Start with the table of contents or index in your lease. Look for sections titled 'Operating Expenses,' 'Additional Rent,' 'CAM,' 'Common Area Maintenance,' 'Management Fee,' 'Pro-Rata Share,' or 'Audit Rights.' The exclusions list and the definitions section typically contain the language that governs most overcharge disputes. If the section number is not clear, cite the section heading and the page number as a backup.

What if my lease does not have a CAM cap?

Without a CAM cap, Rule 6 (CAM Cap Violation) does not apply to your situation. Focus dispute efforts on Rule 3 (management fee), Rule 4 (pro-rata share), Rule 5 (gross-up), and the classification rules (1, 2, 9-13). The absence of a cap does not mean all charges are valid: exclusion list violations, management fee overcharges, and pro-rata errors are all independent of whether a cap exists.

Can I dispute charges from previous years using these same letter frameworks?

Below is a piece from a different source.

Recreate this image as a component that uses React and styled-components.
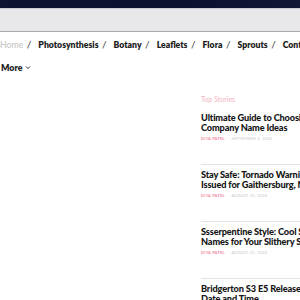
import React from "react";
import styled, { createGlobalStyle } from "styled-components";

const Global = createGlobalStyle`
  html, body { margin: 0; padding: 0; background: #fff; overflow: hidden; }
  body { font-family: Lato, "Noto Sans", sans-serif; width: 300px; height: 300px; }
`;

const Page = styled.div`
  width: 300px;
  height: 300px;
  overflow: hidden;
  display: flex;
  flex-direction: column;
  & > * { flex-shrink: 0; }
`;

const TopBand = styled.div`
  height: 8px;
  background: linear-gradient(90deg, #0d1233, #0b1030 60%, #111637);
  border-bottom: 1px solid #c9cbd6;
`;

const BrowserBar = styled.div`
  height: 22px;
  background: #e8e8ea;
  border-bottom: 1px solid #a9a9ad;
`;

const Nav = styled.nav`
  display: flex;
  align-items: center;
  white-space: nowrap;
  padding-top: 4px;
  height: 16px;
  font-size: 8.7px;
  font-weight: 800;
  color: #1b1b1b;
`;

const NavItem = styled.span`
  color: ${(p) => (p.$muted ? "#c9c9c9" : "#1b1b1b")};
  font-weight: ${(p) => (p.$muted ? 600 : 800)};
`;

const Sep = styled.span`
  margin: 0 7px 0 3.5px;
  color: #333;
  font-weight: 400;
  font-size: 10px;
`;

const MoreRow = styled.div`
  display: flex;
  align-items: center;
  gap: 3px;
  padding: 10px 0 0 1px;
  font-size: 8.8px;
  font-weight: 800;
  color: #1b1b1b;
`;

const Main = styled.div`
  display: grid;
  grid-template-columns: 200px 1fr;
  padding-top: 22px;
`;

const Side = styled.aside`
  display: flex;
  flex-direction: column;
  white-space: nowrap;
  overflow: hidden;
  padding-left: 1px;
`;

const SideHead = styled.div`
  font-size: 7px;
  color: #f2b8c4;
  font-weight: 500;
  margin-bottom: 10px;
`;

const Story = styled.article`
  display: flex;
  flex-direction: column;
  padding-top: ${(p) => (p.$first ? "0" : "5px")};
  border-top: ${(p) => (p.$first ? "none" : "1px solid #e2e2e2")};
  margin-top: ${(p) => (p.$first ? "0" : "23px")};
`;

const Title = styled.h3`
  margin: 0;
  font-size: 9.2px;
  line-height: 10px;
  font-weight: 900;
  letter-spacing: -0.15px;
  color: #141414;
`;

const Meta = styled.div`
  margin-top: 3px;
  font-size: 4px;
  letter-spacing: 0.2px;
  display: flex;
  gap: 4px;
  text-transform: uppercase;
`;

const Author = styled.span`
  color: #f08aa0;
  font-weight: 700;
`;

const DateText = styled.span`
  color: #c8c8c8;
`;

const stories = [
  ["Ultimate Guide to Choosing", "Company Name Ideas", "September 2, 2024"],
  ["Stay Safe: Tornado Warning", "Issued for Gaithersburg, MD", "August 31, 2024"],
  ["Ssserpentine Style: Cool Snake", "Names for Your Slithery Sidekick", "August 23, 2024"],
  ["Bridgerton S3 E5 Release", "Date and Time", "August 20, 2024"],
];

const navItems = ["Photosynthesis", "Botany", "Leaflets", "Flora", "Sprouts", "Contact"];

export default function App() {
  return (
    <Page>
      <Global />
      <TopBand />
      <BrowserBar />
      <Nav>
        <NavItem $muted>Home</NavItem>
        <Sep>/</Sep>
        {navItems.map((n, i) => (
          <React.Fragment key={n}>
            <NavItem>{n}</NavItem>
            {i < navItems.length - 1 && <Sep>/</Sep>}
          </React.Fragment>
        ))}
      </Nav>
      <MoreRow>
        More
        <svg width="6" height="5" viewBox="0 0 6 5">
          <path d="M1 1.5 L3 3.5 L5 1.5" fill="none" stroke="#333" strokeWidth="1" />
        </svg>
      </MoreRow>
      <Main>
        <div />
        <Side>
          <SideHead>Top Stories</SideHead>
          {stories.map((s, i) => (
            <Story key={i} $first={i === 0}>
              <Title>
                {s[0]}
                <br />
                {s[1]}
              </Title>
              <Meta>
                <Author>Diya Patel</Author>
                <DateText>- {s[2]}</DateText>
              </Meta>
            </Story>
          ))}
        </Side>
      </Main>
    </Page>
  );
}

Yes, with modifications. For prior year overcharges, add language establishing the applicable statute of limitations period and confirming that you have not previously waived the claim for that year. The calculation framework is identical. Note that some leases include a 'deemed correct' provision for prior years if no timely dispute was made, so check whether your lease's dispute window still allows prior year claims before sending.

Should I send rule-specific letters or a single comprehensive letter?

A single comprehensive letter is usually stronger when you have multiple findings. It signals systematic review rather than selective objection, and it allows the landlord to assess the full exposure in one document. Send separate letters only when the findings are from different lease years or when you want to negotiate each finding separately for strategic reasons.